"Its nuclear and ballistic missile programs pose a grave threat to (the) peace and security of Asia and to the world."
Obama offered Kim Jong-Il's reclusive state a way back to "full integration" into the global community through talks, but only if it verifiably dismantled its nuclear programs -- and warned of stern consequences if it did not.
"There's been a pattern in the past where North Korea behaves in a belligerent fashion, and if it waits long enough is then rewarded with foodstuffs and fuel and concessionary loans and a whole range of benefits," he said.
"The message we're sending -- and when I say 'we,' not simply the United States and the Republic of Korea, but I think the international community -- is we are going to break that pattern."

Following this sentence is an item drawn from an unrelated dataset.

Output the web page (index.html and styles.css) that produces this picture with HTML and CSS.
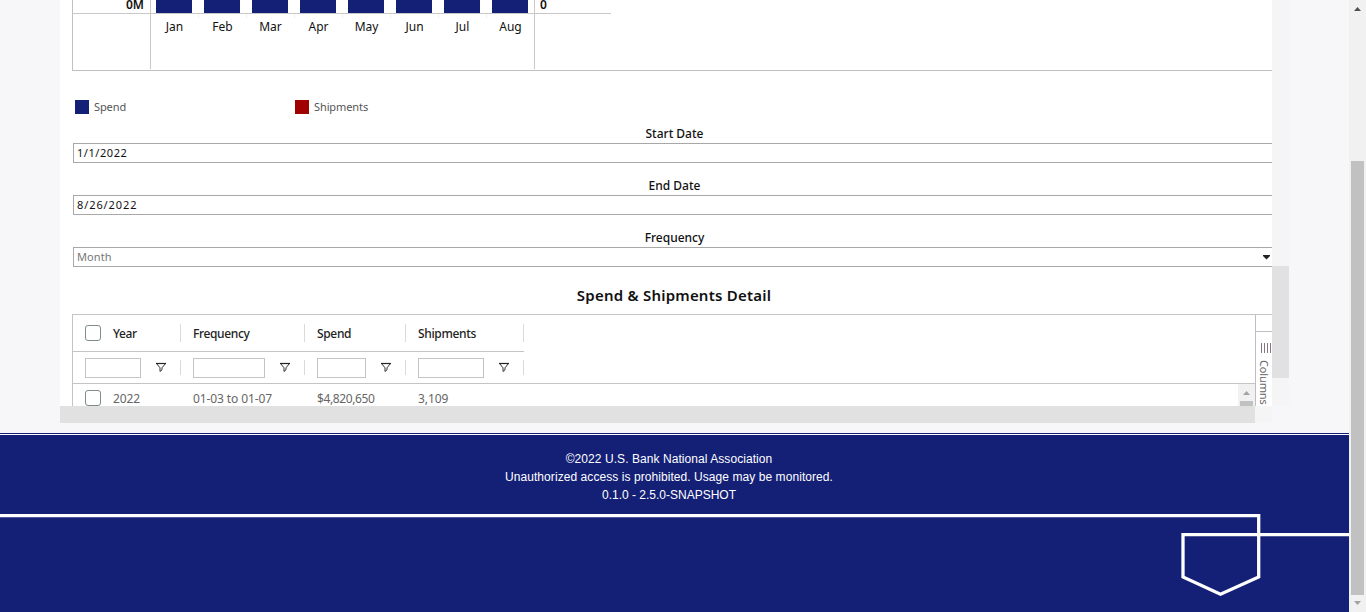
FILE: index.html
```html
<!DOCTYPE html>
<html lang="en">
<head>
<meta charset="utf-8">
<title>Spend &amp; Shipments</title>
<link rel="stylesheet" href="styles.css">
</head>
<body>
<svg class="defs" width="0" height="0"><symbol id="funnel" viewBox="0 0 12 12"><path d="M1.5 1.5H10.5L7 5.8V7.8L5 9.5V5.8Z" fill="none" stroke="#333" stroke-width="1"/><path d="M1 1.5H11" stroke="#222" stroke-width="1.2"/></symbol></svg>
<div class="window">
<div class="page">
  <main class="content">
    <div class="viewport">
      <div class="report">
        <section class="chart">
          <div class="plot">
            <span class="axis-left">0M</span>
            <div class="bars"><i></i><i></i><i></i><i></i><i></i><i></i><i></i><i></i></div>
            <span class="axis-right">0</span>
          </div>
          <div class="months">
            <span>Jan</span><span>Feb</span><span>Mar</span><span>Apr</span><span>May</span><span>Jun</span><span>Jul</span><span>Aug</span>
          </div>
        </section>
        <div class="legend">
          <div class="key"><i class="swatch navy"></i><span>Spend</span></div>
          <div class="key"><i class="swatch red"></i><span>Shipments</span></div>
        </div>
        <div class="field"><label>Start Date</label><div class="box"><span class="start">1/1/2022</span></div></div>
        <div class="field"><label>End Date</label><div class="box"><span class="end">8/26/2022</span></div></div>
        <div class="field"><label>Frequency</label><div class="box select"><span>Month</span><svg width="7" height="5" viewBox="0 0 7 5"><path d="M0 0H7V1L3.5 4.5L0 1Z" fill="#222"/></svg></div></div>
        <h2>Spend &amp; Shipments Detail</h2>
        <section class="table">
          <div class="grid">
            <div class="row head">
              <div class="cell"><i class="check"></i><span>Year</span><b></b></div>
              <div class="cell"><span>Frequency</span><b></b></div>
              <div class="cell"><span>Spend</span><b></b></div>
              <div class="cell"><span>Shipments</span><b></b></div>
            </div>
            <div class="row filters">
              <div class="cell"><i class="input"></i><svg class="funnel"><use href="#funnel"/></svg><b></b></div>
              <div class="cell"><i class="input"></i><svg class="funnel"><use href="#funnel"/></svg><b></b></div>
              <div class="cell"><i class="input"></i><svg class="funnel"><use href="#funnel"/></svg><b></b></div>
              <div class="cell"><i class="input"></i><svg class="funnel"><use href="#funnel"/></svg><b></b></div>
            </div>
            <div class="body">
              <div class="row data">
                <div class="cell"><i class="check"></i><span>2022</span></div>
                <div class="cell"><span>01-03 to 01-07</span></div>
                <div class="cell"><span class="money">$4,820,650</span></div>
                <div class="cell"><span>3,109</span></div>
              </div>
              <div class="mini-scroll"><svg width="7" height="4" viewBox="0 0 7 4"><path d="M0 4L3.5 0L7 4Z" fill="#a3a3a3"/></svg><i></i></div>
            </div>
          </div>
          <aside class="side">
            <div class="side-top"></div>
            <svg class="lines" width="12" height="10"><path d="M1.5 0V10M4.5 0V10M7.5 0V10M10.5 0V10" stroke="#85757f"/></svg>
            <span>Columns</span>
          </aside>
        </section>
      </div>
      <div class="vbar"><i></i></div>
    </div>
    <div class="hbar"><i></i></div>
  </main>
  <footer>
    <div class="legal">
      <p>©2022 U.S. Bank National Association</p>
      <p>Unauthorized access is prohibited. Usage may be monitored.</p>
      <p class="version">0.1.0 - 2.5.0-SNAPSHOT</p>
    </div>
    <svg class="shield" width="1349" height="100" viewBox="0 0 1349 100"><path d="M0 3.6H1258.7V65L1220.5 82.3L1183 65V22.6H1349" fill="none" stroke="#fff" stroke-width="3.3"/></svg>
  </footer>
</div>
<div class="scrollbar">
  <svg width="7" height="4" viewBox="0 0 7 4"><path d="M0 4L3.5 0L7 4Z" fill="#505050"/></svg>
  <i></i>
  <svg width="7" height="4" viewBox="0 0 7 4"><path d="M0 0L3.5 4L7 0Z" fill="#a3a3a3"/></svg>
</div>
</div>
</body>
</html>
```
FILE: styles.css
```css
* { box-sizing: border-box; }
body { margin: 0; font-family: "Noto Sans", "Open Sans", sans-serif; font-size: 12px; color: #111; }
i, b { display: block; flex: none; }
.defs { display: none; }
span { white-space: nowrap; }
.window { display: flex; width: 1366px; height: 612px; overflow: hidden; }
.page { width: 1349px; background: #f7f7fa; }
.content { height: 433px; padding-left: 60px; }
.viewport { display: flex; width: 1229px; height: 406px; }
.report { width: 1212px; height: 406px; padding-left: 12px; background: #fff; overflow: hidden; }
.vbar { width: 17px; padding-top: 266px; background: #f5f5f5; }
.vbar i { height: 112px; background: #e1e1e1; }
.hbar { width: 1212px; height: 17px; background: #f5f5f5; }
.hbar i { width: 1195px; height: 17px; background: #e1e1e1; }

.chart { height: 71px; border-left: 1px solid #c0c0c0; border-bottom: 1px solid #c0c0c0; }
.plot { display: flex; width: 538px; height: 14px; border-bottom: 1px solid #c8c8c8; font-weight: 600; }
.axis-left { width: 77px; height: 13px; padding-right: 6px; text-align: right; line-height: 10px; }
.axis-right { padding-left: 5px; line-height: 10px; }
.bars { display: flex; gap: 12px; width: 385px; height: 13px; padding-left: 5px; border-left: 1px solid #c8c8c8; border-right: 1px solid #c8c8c8; }
.bars i { width: 36px; background: #142076; }
.months { display: flex; width: 385px; height: 55px; margin-left: 77px; border: solid #c8c8c8; border-width: 0 1px; }
.months span { width: 48px; flex: none; padding-right: 1px; text-align: center; line-height: 26px; }
.months span:not(:last-child) { background: linear-gradient(#eee, #eee) right top / 1px 4px no-repeat; }
.months span:last-child { width: 47px; padding-right: 0; }

.legend { display: flex; height: 54px; padding: 29px 0 0 3px; }
.key { display: flex; width: 220px; gap: 5px; font-size: 11px; line-height: 14px; letter-spacing: -.1px; color: #555; }
.swatch { width: 14px; height: 14px; }
.navy { background: #142076; }
.red { background: #a00000; }
.field { height: 52px; padding-left: 1px; }
.field label { display: block; height: 18px; padding-left: 4px; text-align: center; line-height: 17px; font-weight: 500; font-size: 12px; }
.box { display: flex; align-items: center; justify-content: space-between; height: 20px; padding: 0 3px; border: 1px solid #a8a8a8; border-right: 0; font-size: 11px; line-height: 18px; }
.start { letter-spacing: .55px; }
.end { letter-spacing: .9px; }
.select { padding-right: 2px; color: #777; letter-spacing: .1px; }
h2 { height: 33px; margin: 0; padding-left: 4px; text-align: center; font-size: 15px; font-weight: 600; line-height: 28px; letter-spacing: .22px; }

.table { display: flex; height: 92px; border-top: 1px solid #c4c4c4; border-left: 1px solid #c4c4c4; }
.grid { width: 1182px; }
.row { display: grid; grid-template-columns: 108px 124px 101px 118px; width: 451px; }
.cell { display: flex; align-items: center; padding-left: 12px; }
.cell b { width: 1px; height: 18px; margin-left: auto; background: #dadada; }
.head { height: 37px; border-bottom: 1px solid #c4c4c4; font-weight: 500; color: #222; letter-spacing: -.35px; }
.check { width: 16px; height: 16px; margin-right: 12px; border: 1px solid #7f8c8d; border-radius: 3px; background: #fff; }
.filters { width: 100%; height: 32px; border-bottom: 1px solid #c4c4c4; }
.filters b { height: 15px; }
.input { width: 56px; height: 20px; border: 1px solid #c4c4c4; }
.cell:nth-child(2) .input { width: 72px; }
.cell:nth-child(3) .input { width: 49px; }
.cell:nth-child(4) .input { width: 66px; }
.funnel { width: 12px; height: 12px; margin-left: 14px; }
.body { display: flex; justify-content: space-between; height: 22px; overflow: hidden; }
.data { height: 28px; color: #666; letter-spacing: -.1px; }
.money { letter-spacing: -.4px; }
.mini-scroll { display: flex; flex-direction: column; align-items: center; justify-content: space-between; width: 17px; height: 22px; padding-top: 7px; background: #f1f1f1; }
.mini-scroll i { width: 13px; height: 5px; background: #c1c1c1; }
.side { width: 17px; border-left: 1px solid #babfc7; overflow: hidden; color: #666; }
.side-top { height: 17px; border-bottom: 1px solid #babfc7; }
.lines { display: block; margin: 11px 0 7px 4px; }
.side span { display: block; width: 16px; height: 46px; padding-left: 1px; writing-mode: vertical-rl; line-height: 15px; font-size: 11px; letter-spacing: -.15px; }

footer { height: 179px; background: #142076; border-top: 1px solid #142076; }
.legal { height: 80px; border-top: 1px solid #fff; padding-top: 15px; color: #fff; font-family: "Liberation Sans", Arial, sans-serif; font-size: 12px; text-align: center; letter-spacing: .065px; }
.legal p { margin: 0; padding-right: 11px; line-height: 18px; white-space: nowrap; }
.legal .version { letter-spacing: 0; }
.shield { display: block; margin-top: -2px; }
.scrollbar { display: flex; flex-direction: column; align-items: center; width: 17px; height: 612px; padding-top: 7px; background: #f1f1f1; }
.scrollbar i { width: 13px; height: 434px; margin: 150px 0 6px; background: #c1c1c1; }
```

Obama also vowed to defend South Korea and said Washington planned "serious enforcement" of sanctions against the North, a week after the UN Security Council tightened controls on arms shipments involving the hardline state.
And the US president said measures were being discussed with other regional partners involved in six-party denuclearization talks, namely China, Japan and Russia, "to make it clear to North Korea that it will not find security or respect through threats and illegal weapons."
After talks and lunch at the White House, Lee welcomed assurances that his country remains under the US security umbrella and said Obama, who advocates an eventual end to nuclear weapons, made clear it included the US nuclear deterrent.
"This has given the South Korean people a greater sense of security," Lee said.
"We agreed that under no circumstance are we going to allow North Korea to possess nuclear weapons," Lee said.
On the ground in Asia, Inter-Korean relations remained hostile Wednesday amid low expectations of success for a South Korean delegation in North Korea for talks on the future of a jointly-run industrial estate.
Speaking after the summit Obama, Lee had categorically rejected the North's new financial demands for the Kaesong estate as excessive.
But on the major economic issue for Lee on Tuesday, the South's leader said that he and Obama agreed to working-level talks to advance a free trade agreement -- which the US leader had branded as flawed before taking office.
Obama said he was "committed" to advancing the free trade deal but refused to put a timeline on it, admitting that differences remained over exports of US beef and cars to South Korea.
Pyongyang sent east Asian tensions into overdrive last month with its second nuclear detonation, which followed what Washington said was a disguised test of a long-range missile in April.
Obama came to office offering negotiations with the North, but Kim's government has grown ever more defiant.
On Saturday, the North vowed to build more nuclear bombs and start enriching uranium for a new atomic weapons program, in response to the new UN sanctions.
Some analysts have speculated that the saber-rattling is primarily rooted in an attempt by ailing 67-year-old Kim to bolster a succession plan involving his youngest son, Kim Jong-Un.
The United States stations some 28,500 troops in South Korea and more than 40,000 more in nearby Japan, which also has tense relations with Pyongyang.
Lee, a conservative businessman, took over last year and delighted many in what was then George W. Bush's Washington by reversing a decade-long "sunshine policy" under which South Korea put few restrictions on aid to the impoverished North.
There has been growing speculation in Washington meanwhile that North Korea may soon conduct its third nuclear test.